[Academic report] The 61th Sui Yuan Xin Guang Young Scholars’ Forum –Mult-imodal Language Interface and Hierarchical Speech Prediction Mechanism
On the afternoon of December 6, 2025, the 61th Sui Yuan Xin Guang Young Scholars’ Forum was held in Room 312 of the School of Psychology at Nanjing Normal University. This session featured a lecture by Researcher Du Yi from the Institute of Psychology, Chinese Academy of Sciences, titled “Multi-modal Language Interface and Hierarchical Prediction Mechanisms in Speech.” The lecture was chaired by Chen Qingrong, the Chair of the Academic Affairs Office of Nanjing Normal University and the full Professor at the School of Psychology, Nanjing Normal University. Many faculty members and students from the School of Psychology participated in the discussion.
Researcher Du Yi is a professor and doctoral supervisor at the Institute of Psychology, Chinese Academy of Sciences (CAS). She serves as the Director of the Cognitive and Developmental Psychology Laboratory at the Institute of Psychology, CAS, holds a CAS Distinguished Core Faculty Position, and serves as Deputy Secretary-General of the Chinese Psychological Society and Vice Chair of its Music Psychology Committee. She is also an editorial board member of Acta Psychologica Sinica. Her research primarily employs cognitive neuroscience techniques and computational modeling to investigate the cognitive neurocomputational mechanisms underlying human speech and musical communication. She has published papers in top-tier international journals including Nature Communications, Science Advances, PNAS, PLOS Biology, and eLife. She leads projects such as the National Science Fund for Distinguished Young Scholars and the Major Project of Science and Technology Innovation 2030.
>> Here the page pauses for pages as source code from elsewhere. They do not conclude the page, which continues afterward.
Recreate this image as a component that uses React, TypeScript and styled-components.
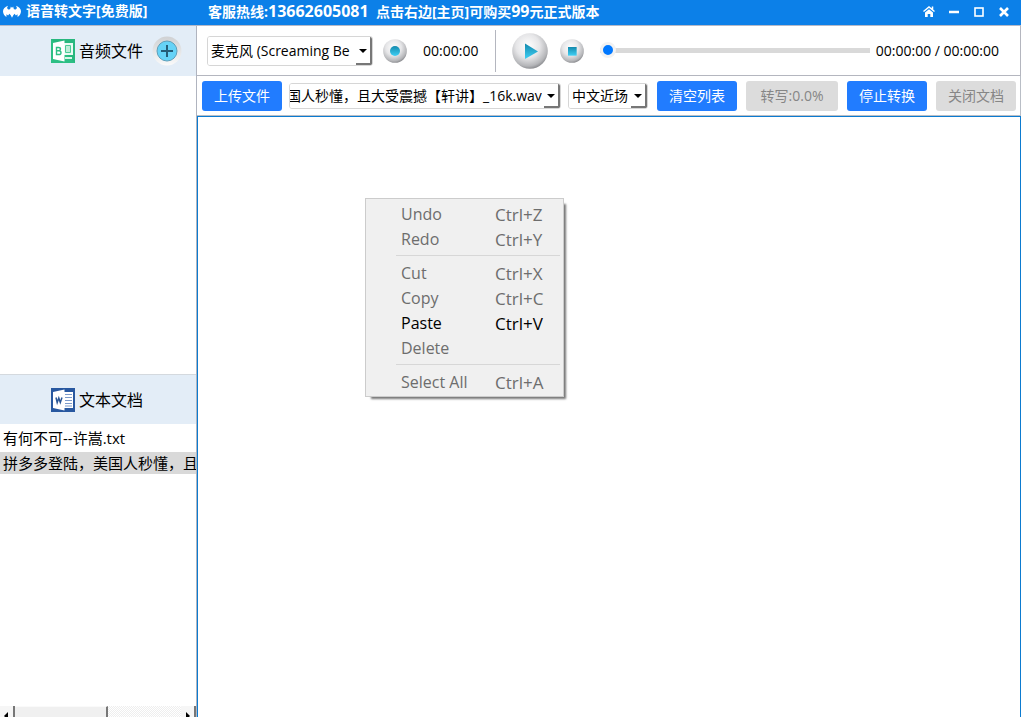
import React from "react";
import styled, { createGlobalStyle } from "styled-components";

const GlobalStyle = createGlobalStyle`
  * { box-sizing: border-box; }
  body { margin: 0; background: #fff; }
  body, button, select, input {
    font-family: "Open Sans", "Noto Sans CJK SC", sans-serif;
    font-size: 14px;
    color: #000;
  }
  button { border: 0; padding: 0; background: none; }
`;

const Page = styled.div`
  display: flex;
  flex-direction: column;
  height: 100vh;
  overflow: hidden;
`;

const TitleBar = styled.header`
  display: flex;
  align-items: center;
  flex: none;
  height: 26px;
  padding: 0 10px 3px 3px;
  background: #0c80e8;
  border-bottom: 1px solid #b4b9c8;
  color: #fff;
  font-weight: 700;
  line-height: 20px;
  white-space: pre;
`;

const AppName = styled.div`
  display: flex;
  align-items: center;
  gap: 5px;
  width: 205px;
`;

const Hotline = styled.div`
  flex: 1;
`;

const Digits = styled.span`
  font-size: 16px;
`;

const WindowButtons = styled.div`
  display: flex;
  gap: 11px;
`;

const WindowButton = styled.button`
  width: 14px;
  height: 14px;
  svg { display: block; }
`;

const Body = styled.div`
  display: flex;
  flex: 1;
  min-height: 0;
`;

const Sidebar = styled.aside`
  display: flex;
  flex-direction: column;
  flex: none;
  width: 197px;
  border-right: 1px solid #b0b4bf;
`;

const Section = styled.section<{ $grow: number }>`
  display: flex;
  flex-direction: column;
  flex: ${(p) => p.$grow} 1 0;
  min-height: 0;
`;

const SectionHead = styled.div<{ $line?: boolean }>`
  display: flex;
  align-items: center;
  flex: none;
  gap: 4px;
  height: 50px;
  padding-left: 51px;
  background: #e3edf7;
  border-top: ${(p) => (p.$line ? "1px solid #d4d9de" : "0")};
`;

const SectionTitle = styled.h2`
  margin: 0;
  font-size: 16px;
  font-weight: 400;
  line-height: 24px;
`;

const AddButton = styled.button`
  width: 30px;
  height: 30px;
  margin-left: 5px;
  svg { display: block; }
`;

const FileList = styled.ul`
  flex: 1;
  display: flex;
  flex-direction: column;
  gap: 3px;
  margin: 0;
  padding: 3px 0 0;
  overflow: hidden;
  list-style: none;
`;

const FileRow = styled.li<{ $selected?: boolean }>`
  flex: none;
  height: 22px;
  padding-left: 3px;
  overflow: hidden;
  background: ${(p) => (p.$selected ? "#d9d9d9" : "transparent")};
  font-size: 15px;
  line-height: 22px;
  white-space: nowrap;
`;

const ScrollBar = styled.div`
  display: flex;
  flex: none;
  height: 11px;
  overflow: hidden;
  background: repeating-conic-gradient(#eee 0 25%, #fff 0 50%) 0 0 / 2px 2px;
`;

const ScrollArrow = styled.button`
  width: 15px;
  height: 17px;
  background: #f6f6f6;
  border-right: 2px solid #777;
  svg { display: block; margin: 3px 0 0 3px; }
`;

const ScrollThumb = styled.div`
  width: 93px;
  height: 17px;
  margin-right: auto;
  background: #f0f0f0;
  border-top: 1px solid #fafafa;
  border-right: 2px solid #777;
`;

const Main = styled.main`
  display: flex;
  flex-direction: column;
  flex: 1;
  min-width: 0;
`;

const PlayerBar = styled.div`
  display: flex;
  align-items: center;
  flex: none;
  height: 50px;
  padding: 0 21px 0 10px;
  border: solid #b4b6bf;
  border-width: 0 1px 1px 0;
`;

const ActionBar = styled.div`
  display: flex;
  align-items: center;
  flex: none;
  gap: 9px;
  height: 40px;
  padding: 0 4px 0 5px;
  border: solid #b9bec6;
  border-width: 0 1px 1px 0;
`;

const SourceGroup = styled.div`
  display: flex;
  align-items: center;
  flex: 1;
  gap: 7px;
  min-width: 0;
`;

const ComboBox = styled.div<{ $width?: number; $height: number; $end?: boolean }>`
  position: relative;
  display: flex;
  justify-content: ${(p) => (p.$end ? "flex-end" : "flex-start")};
  flex: ${(p) => (p.$width ? `0 0 ${p.$width}px` : "1 1 0")};
  min-width: 0;
  height: ${(p) => p.$height}px;
  overflow: hidden;
  border: 1px solid #d6d6d6;
  border-radius: 3px;

  select {
    appearance: none;
    flex: 1 0 auto;
    height: 100%;
    padding: 0 18px 0 3px;
    border: 0;
    outline: 0;
    background: #fff;
  }
`;

const ComboArrow = styled.span`
  position: absolute;
  top: 0;
  right: 0;
  bottom: 0;
  display: flex;
  align-items: center;
  justify-content: center;
  width: 16px;
  padding-top: 2px;
  background: #fff;
  border-right: 2px solid #777;
  border-bottom: 2px solid #777;
  pointer-events: none;
`;

const RoundButton = styled.button<{ $left: number }>`
  flex: none;
  margin-left: ${(p) => p.$left}px;
  svg { display: block; }
`;

const Time = styled.span<{ $left: number }>`
  flex: none;
  margin-left: ${(p) => p.$left}px;
  line-height: 20px;
  white-space: nowrap;
`;

const Divider = styled.span`
  flex: none;
  width: 1px;
  height: 42px;
  margin: 0 16px 0 17px;
  background: #b4b6bf;
`;

const Seek = styled.input`
  appearance: none;
  flex: 1;
  min-width: 0;
  height: 16px;
  margin: 0 0 0 16px;
  background: none;

  &::-webkit-slider-runnable-track {
    height: 5px;
    background: #d9d9d9;
  }
  &::-webkit-slider-thumb {
    appearance: none;
    width: 16px;
    height: 16px;
    margin-top: -6px;
    border: 3px solid #f2f2f2;
    border-radius: 50%;
    background: #0078ff;
  }
`;

const ActionButton = styled.button<{ $wide?: boolean }>`
  flex: none;
  width: ${(p) => (p.$wide ? 92 : 80)}px;
  height: 30px;
  border-radius: 3px;
  background: #217cff;
  color: #fff;
  line-height: 20px;
  &:disabled { background: #dcdcdc; color: #868686; }
`;

const Editor = styled.div`
  position: relative;
  flex: 1;
  min-height: 0;
  border: solid #0c7bd0;
  border-width: 1px 1px 0;

  textarea {
    display: block;
    width: 100%;
    height: 100%;
    border: 0;
    outline: 0;
    resize: none;
    background: #fff;
  }
`;

const ContextMenu = styled.div`
  position: absolute;
  left: 167px;
  top: 81px;
  width: 199px;
  padding: 3px 3px 1px 0;
  background: #f0f0f0;
  border: 1px solid #ccc;
  box-shadow: 4px 4px 2px -2px #777;
`;

const MenuItem = styled.button`
  display: grid;
  grid-template-columns: 94px 1fr;
  width: 100%;
  height: 25px;
  padding-left: 35px;
  font-size: 16px;
  line-height: 25px;
  text-align: left;
  &:disabled { color: #6d6d6d; }
`;

const Shortcut = styled.span`
  font-size: 17px;
`;

const MenuLine = styled.hr`
  height: 1px;
  margin: 3px 0 5px 30px;
  border: 0;
  background: #d7d7d7;
`;

const Arrow = () => (
  <ComboArrow>
    <svg width="8" height="4" viewBox="0 0 8 4"><path d="M0 0h8L4 4z" fill="#000" /></svg>
  </ComboArrow>
);

const BatIcon = () => (
  <svg width="18" height="13" viewBox="0 0 18 13" fill="#fff">
    <path d="M5 .8C2 1.800 0 3.800 0 6.300c0 2.600 1.600 4.700 3.400 5.700L3.500 9.200l1.600 1.200 1.300-1.600 1.300 1.400L9 12.700l1.300-2.500 1.300-1.400 1.300 1.600 1.600-1.200.1 2.800c1.800-1 3.400-3.100 3.400-5.700 0-2.500-2-4.500-5-5.500l1 2.300-1.200 1.500-1.900-.4L10.100 1.500 9.500 2.600h-1L7.900 1.500l-.8 2.700-1.900.4L4 3.100z" />
  </svg>
);

const AudioIcon = () => (
  <svg width="24" height="24" viewBox="0 0 24 24">
    <rect width="24" height="24" fill="#2dbf84" />
    <path d="M0 0h24v24z" fill="#1fa873" opacity=".35" />
    <rect x="13" y="4" width="9" height="12" fill="#e9faf2" />
    <path d="M14.500 6.500h5v7h-5z" fill="#bdeed8" stroke="#4cca97" />
    <path d="M14 19h7" stroke="#d9f5e9" strokeWidth="2" />
    <path d="M2 4l11.500-2.500v21L2 20z" fill="#fff" />
    <path d="M5.500 8.500h2q2 0 2 1.600t-2 1.700h-2zM5.500 11.800h2.300q2.200 0 2.200 1.900t-2.200 1.800H5.500z" fill="none" stroke="#2dbf84" strokeWidth="1.400" />
  </svg>
);

const WordIcon = () => (
  <svg width="24" height="24" viewBox="0 0 24 24">
    <rect width="24" height="24" fill="#2858a0" />
    <rect x="13" y="4" width="9" height="16" fill="#fff" />
    <path d="M14 6.500h7M14 9.500h7M14 12.500h7M14 15.500h7M14 18h7" stroke="#7b9aca" />
    <path d="M2 4l11.500-2.500v21L2 20z" fill="#fff" />
    <path d="M5 9.500l1.200 5 1.600-4.500 1.500 4.500L11 9.500" fill="none" stroke="#2b5797" strokeWidth="1.500" />
  </svg>
);

const Knob = ({ size, children }: { size: number; children: React.ReactNode }) => (
  <svg width={size} height={size} viewBox="0 0 36 36">
    <defs>
      <radialGradient id={`metal${size}`} cx=".44" cy=".36" r=".66">
        <stop offset="0" stopColor="#fff" />
        <stop offset=".5" stopColor="#e6e6e8" />
        <stop offset=".85" stopColor="#b4b5b8" />
        <stop offset="1" stopColor="#85868a" />
      </radialGradient>
      <linearGradient id={`cyan${size}`} x1="0" y1="0" x2="0" y2="1">
        <stop offset="0" stopColor="#1489ad" />
        <stop offset="1" stopColor="#3fd0f5" />
      </linearGradient>
    </defs>
    <circle cx="18" cy="18" r="17.800" fill={`url(#metal${size})`} />
    <g fill={`url(#cyan${size})`}>{children}</g>
  </svg>
);

type Entry = { label: string; keys?: string; enabled?: boolean };
const menuGroups: Entry[][] = [
  [{ label: "Undo", keys: "Ctrl+Z" }, { label: "Redo", keys: "Ctrl+Y" }],
  [
    { label: "Cut", keys: "Ctrl+X" },
    { label: "Copy", keys: "Ctrl+C" },
    { label: "Paste", keys: "Ctrl+V", enabled: true },
    { label: "Delete" },
  ],
  [{ label: "Select All", keys: "Ctrl+A" }],
];

export default function App() {
  return (
    <Page>
      <GlobalStyle />
      <TitleBar>
        <AppName><BatIcon />语音转文字[免费版]</AppName>
        <Hotline>客服热线:<Digits>13662605081</Digits>{"  "}点击右边[主页]可购买<Digits>99</Digits>元正式版本</Hotline>
        <WindowButtons>
          <WindowButton aria-label="主页">
            <svg width="14" height="14" viewBox="0 0 14 14">
              <path d="M1.500 7.500L7 3l5.500 4.500M10.500 2.500v3" fill="none" stroke="#fff" strokeWidth="1.500" />
              <path d="M3 8.500L7 5.200l4 3.300V13H8.300v-3H5.700v3H3z" fill="#fff" />
            </svg>
          </WindowButton>
          <WindowButton aria-label="最小化">
            <svg width="14" height="14" viewBox="0 0 14 14"><path d="M2 8h10" stroke="#fff" strokeWidth="2.500" /></svg>
          </WindowButton>
          <WindowButton aria-label="最大化">
            <svg width="14" height="14" viewBox="0 0 14 14"><rect x="3" y="4" width="8" height="8" fill="none" stroke="#fff" strokeWidth="1.600" /></svg>
          </WindowButton>
          <WindowButton aria-label="关闭">
            <svg width="14" height="14" viewBox="0 0 14 14"><path d="M3 4l8 8M11 4l-8 8" stroke="#fff" strokeWidth="2.600" /></svg>
          </WindowButton>
        </WindowButtons>
      </TitleBar>
      <Body>
        <Sidebar>
          <Section $grow={348}>
            <SectionHead>
              <AudioIcon />
              <SectionTitle>音频文件</SectionTitle>
              <AddButton aria-label="添加音频文件">
                <svg width="30" height="30" viewBox="0 0 30 30">
                  <defs>
                    <linearGradient id="ring" x1="0" y1="0" x2="0" y2="1">
                      <stop offset="0" stopColor="#cfd1d3" />
                      <stop offset="1" stopColor="#fafafa" />
                    </linearGradient>
                  </defs>
                  <circle cx="15" cy="15" r="14.500" fill="url(#ring)" />
                  <circle cx="15" cy="15" r="10" fill="#66d3f7" stroke="#5e9fba" />
                  <path d="M9 15h12M15 9v12" stroke="#245d78" strokeWidth="2" />
                </svg>
              </AddButton>
            </SectionHead>
            <FileList />
          </Section>
          <Section $grow={343}>
            <SectionHead $line>
              <WordIcon />
              <SectionTitle>文本文档</SectionTitle>
            </SectionHead>
            <FileList>
              <FileRow>有何不可--许嵩.txt</FileRow>
              <FileRow $selected>拼多多登陆，美国人秒懂，且</FileRow>
            </FileList>
            <ScrollBar>
              <ScrollArrow aria-label="向左滚动">
                <svg width="6" height="8" viewBox="0 0 6 8"><path d="M5 0v8L1 4z" /></svg>
              </ScrollArrow>
              <ScrollThumb />
              <ScrollArrow aria-label="向右滚动">
                <svg width="8" height="8" viewBox="0 0 8 8"><path d="M2 0v8l4-4z" /></svg>
              </ScrollArrow>
            </ScrollBar>
          </Section>
        </Sidebar>
        <Main>
          <PlayerBar>
            <ComboBox $width={166} $height={30}>
              <select aria-label="录音设备"><option>麦克风 (Screaming Be</option></select>
              <Arrow />
            </ComboBox>
            <RoundButton $left={10} aria-label="录音">
              <Knob size={24}><circle cx="18" cy="18" r="7.500" /></Knob>
            </RoundButton>
            <Time $left={16}>00:00:00</Time>
            <Divider />
            <RoundButton $left={0} aria-label="播放">
              <Knob size={36}><path d="M13 10.500v15.500L26 18.500z" /></Knob>
            </RoundButton>
            <RoundButton $left={12} aria-label="停止">
              <Knob size={24}><path d="M12 12h13v13H12z" /></Knob>
            </RoundButton>
            <Seek type="range" min={0} max={100} defaultValue={0} aria-label="播放进度" />
            <Time $left={6}>00:00:00 / 00:00:00</Time>
          </PlayerBar>
          <ActionBar>
            <SourceGroup>
              <ActionButton>上传文件</ActionButton>
              <ComboBox $height={26} $end>
                <select aria-label="音频文件"><option>拼多多登陆，美国人秒懂，且大受震撼【轩讲】_16k.wav</option></select>
                <Arrow />
              </ComboBox>
              <ComboBox $width={80} $height={26}>
                <select aria-label="识别模型"><option>中文近场</option></select>
                <Arrow />
              </ComboBox>
            </SourceGroup>
            <ActionButton>清空列表</ActionButton>
            <ActionButton $wide disabled>转写:0.0%</ActionButton>
            <ActionButton>停止转换</ActionButton>
            <ActionButton disabled>关闭文档</ActionButton>
          </ActionBar>
          <Editor>
            <textarea aria-label="文档内容" />
            <ContextMenu role="menu">
              {menuGroups.map((group, i) => (
                <React.Fragment key={i}>
                  {i > 0 && <MenuLine />}
                  {group.map((entry) => (
                    <MenuItem key={entry.label} role="menuitem" disabled={!entry.enabled}>
                      <span>{entry.label}</span>
                      <Shortcut>{entry.keys}</Shortcut>
                    </MenuItem>
                  ))}
                </React.Fragment>
              ))}
            </ContextMenu>
          </Editor>
        </Main>
      </Body>
    </Page>
  );
}
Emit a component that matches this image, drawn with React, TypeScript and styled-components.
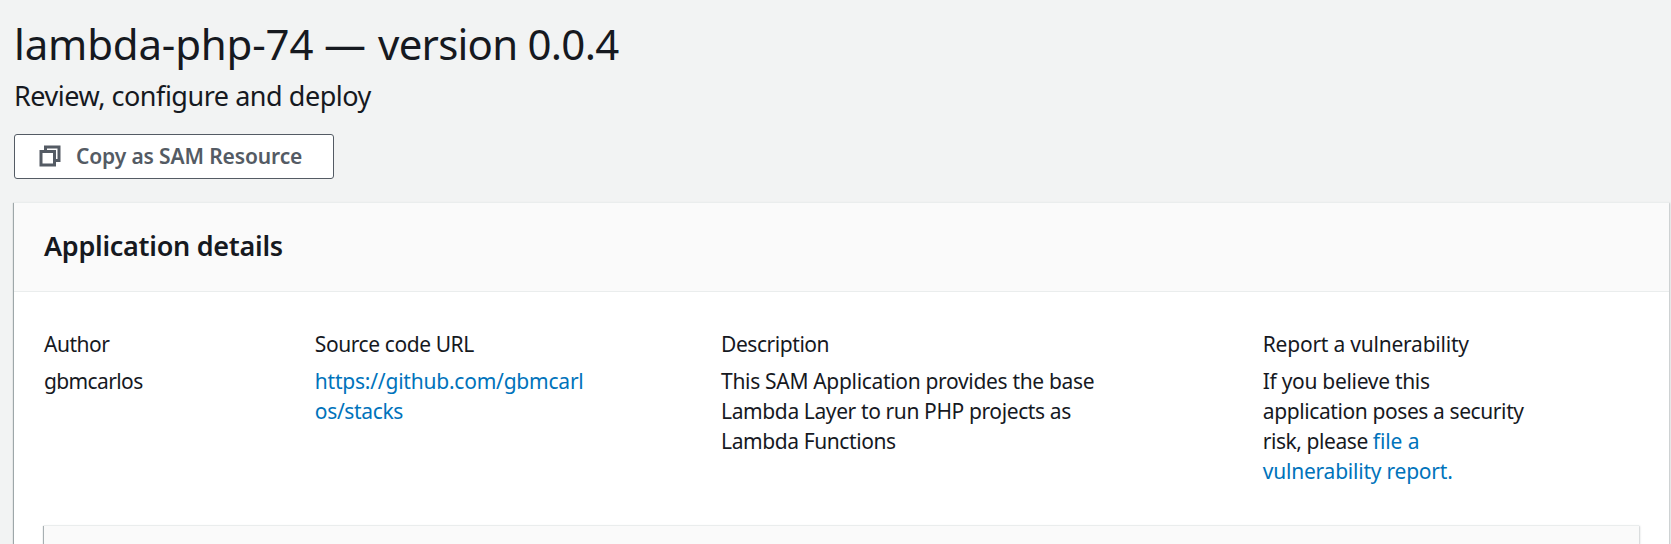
import React from 'react';
import styled, { createGlobalStyle } from 'styled-components';

const GlobalStyle = createGlobalStyle`
  * { box-sizing: border-box; }
  body {
    margin: 0;
    background: #f2f3f3;
    color: #16191f;
    font-family: "Noto Sans", "Open Sans", sans-serif;
    font-size: 21px;
    line-height: 30px;
  }
`;

const Page = styled.main`
  display: flex;
  flex-direction: column;
  height: 100vh;
  overflow: hidden;
  padding: 14px 2px 0 14px;
`;

const Title = styled.h1`
  margin: 0;
  font-size: 42px;
  font-weight: 400;
  line-height: 60px;
  letter-spacing: -0.18px;
  white-space: nowrap;
`;

const Version = styled.span`
  margin-left: 1.5px;
  letter-spacing: -0.76px;
`;

const Subtitle = styled.p`
  margin: 4px 0 0;
  font-size: 27px;
  line-height: 36px;
  letter-spacing: -0.47px;
`;

const CopyButton = styled.button`
  display: flex;
  flex: none;
  align-items: center;
  width: 320px;
  height: 45px;
  margin: 20px 0 23px;
  padding: 0 0 1px 23px;
  border: 1px solid #545b64;
  border-radius: 3px;
  background: #fff;
  color: #545b64;
  font: 600 21px/30px "Noto Sans", "Open Sans", sans-serif;
  letter-spacing: -0.13px;
  white-space: nowrap;
`;

const CopyIcon = styled.svg`
  flex: none;
  width: 24px;
  height: 24px;
  margin-right: 14px;
  fill: none;
  stroke: currentColor;
  stroke-width: 2;
`;

const Card = styled.section`
  display: flex;
  flex: 1;
  flex-direction: column;
  min-height: 0;
  background: #fff;
  border-top: 1px solid #eaeded;
  box-shadow: 0 1px 1px rgba(0, 28, 36, 0.3), 1px 1px 2px rgba(0, 28, 36, 0.15),
    -1px 1px 1px rgba(0, 28, 36, 0.3);
`;

const CardHeader = styled.header`
  flex: none;
  height: 89px;
  padding: 25px 30px 0;
  background: #fafafa;
  border-bottom: 1px solid #eaeded;
`;

const CardTitle = styled.h2`
  margin: 0;
  font-size: 27px;
  font-weight: 600;
  line-height: 36px;
  letter-spacing: -0.28px;
`;

const Details = styled.dl`
  display: grid;
  flex: none;
  grid-template-columns: 2fr 3fr 4fr 3fr;
  height: 233px;
  margin: 0;
  padding: 37px 0 0 30px;
`;

const Label = styled.dt<{ $spacing: number }>`
  letter-spacing: ${(p) => p.$spacing}px;
`;

const Value = styled.dd`
  margin: 7px 0 0;
`;

const Line = styled.span<{ $spacing: number }>`
  display: block;
  white-space: nowrap;
  letter-spacing: ${(p) => p.$spacing}px;
`;

const Link = styled.a<{ $spacing?: number }>`
  color: #0073bb;
  text-decoration: none;
  letter-spacing: ${(p) => (p.$spacing === undefined ? 'inherit' : `${p.$spacing}px`)};
`;

const NestedPanel = styled.div`
  flex: 1;
  margin: 0 30px;
  background: #fafafa;
  border-top: 1px solid #eaeded;
  box-shadow: 0 1px 1px rgba(0, 28, 36, 0.3), 1px 1px 2px rgba(0, 28, 36, 0.15),
    -1px 1px 1px rgba(0, 28, 36, 0.3);
`;

export default function App() {
  return (
    <>
      <GlobalStyle />
      <Page>
        <Title>
          lambda-php-74 — <Version>version 0.0.4</Version>
        </Title>
        <Subtitle>Review, configure and deploy</Subtitle>
        <CopyButton type="button">
          <CopyIcon viewBox="0 0 16 16" aria-hidden="true">
            <path d="M2 5h9v9H2z" />
            <path d="M5 5V2h9v9h-3" />
          </CopyIcon>
          Copy as SAM Resource
        </CopyButton>
        <Card>
          <CardHeader>
            <CardTitle>Application details</CardTitle>
          </CardHeader>
          <Details>
            <div>
              <Label $spacing={-0.5}>Author</Label>
              <Value>
                <Line $spacing={-0.62}>gbmcarlos</Line>
              </Value>
            </div>
            <div>
              <Label $spacing={-0.42}>Source code URL</Label>
              <Value>
                <Link href="#">
                  <Line $spacing={-0.22}>https://github.com/gbmcarl</Line>
                  <Line $spacing={-0.35}>os/stacks</Line>
                </Link>
              </Value>
            </div>
            <div>
              <Label $spacing={-0.45}>Description</Label>
              <Value>
                <Line $spacing={-0.32}>This SAM Application provides the base</Line>
                <Line $spacing={-0.39}>Lambda Layer to run PHP projects as</Line>
                <Line $spacing={-0.41}>Lambda Functions</Line>
              </Value>
            </div>
            <div>
              <Label $spacing={-0.22}>Report a vulnerability</Label>
              <Value>
                <Line $spacing={-0.3}>If you believe this</Line>
                <Line $spacing={-0.4}>application poses a security</Line>
                <Line $spacing={-0.44}>
                  risk, please <Link href="#" $spacing={-0.1}>file a</Link>
                </Line>
                <Line $spacing={-0.22}>
                  <Link href="#">vulnerability report.</Link>
                </Line>
              </Value>
            </div>
          </Details>
          <NestedPanel />
        </Card>
      </Page>
    </>
  );
}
In her lecture, Researcher Du Yi first explored the multi-modal nature of language—how the same semantic concept can be expressed through multiple forms such as speech, text, and images. The core question is: How are sensorimotor features integrated into language networks? Functional MRI experiments revealed that the posterior part of the middle frontal gyrus (55B) shows stable activation across listening, speaking, reading, and writing tasks, with stronger activation during language production. Further characterization analysis indicates that the anterior portion of 55B encodes semantics more prominently, while the posterior portion encodes phonetics more strongly, supporting its functional differentiation as a “sensorimotor-semantic interface.”
Moreover, 55B occupies a pivotal position in functional connectivity networks, bridging language and sensorimotor networks. Structural and functional gradient analyses also reveal this region as a “steep jump zone” between sensory-motor and higher-order association cortices, providing a biological foundation for cross-modal information integration. This discovery offers neural evidence for multimodal information alignment mechanisms in the human brain and provides bio-inspired interface concepts for designing current multimodal large models. Regarding language prediction mechanisms, the idiom completion experiment revealed that when the final character is omitted (e.g., “恩重如□”), the brain enhances phonetic representations of the missing character in speech-motor regions (e.g., premotor cortex) while strengthening semantic representations in default mode network regions (e.g., angular gyrus, posterior cingulate cortex). Crucially, brain representations under prediction exhibit a “geometric expansion” trend in low-dimensional space, suggesting top-down semantic extraction plays a pivotal role in prediction.
Regarding error processing, the study further revealed that upon hearing an incorrect idiom (e.g., “琳琅满天”), the brain simultaneously represented the predicted character, the perceived character, and their discrepancy. The representation of semantic prediction error was located between predictive and perceptual information, exhibiting hierarchical distribution across both temporal and frontal lobes. This suggests the brain may dynamically update internal predictive models through error signals.
In the conclusion session of the lecture, faculty and students engaged in an in-depth discussion on topics including experimental design, brain region-specific functions, and real-time prediction in natural language understanding. Prof. Du Yi noted that the team has collected additional magnetoencephalography data and will integrate higher-temporal-resolution neuroimaging techniques in the future to uncover the dynamic network mechanisms underlying language prediction and error processing.
This lecture systematically showcased the latest advances in language neuroscience concerning cross-modal integration and predictive processing. By integrating experimental findings with theoretical frameworks, it provides significant insights for research in language comprehension, artificial intelligence, and human-brain-inspired computational models.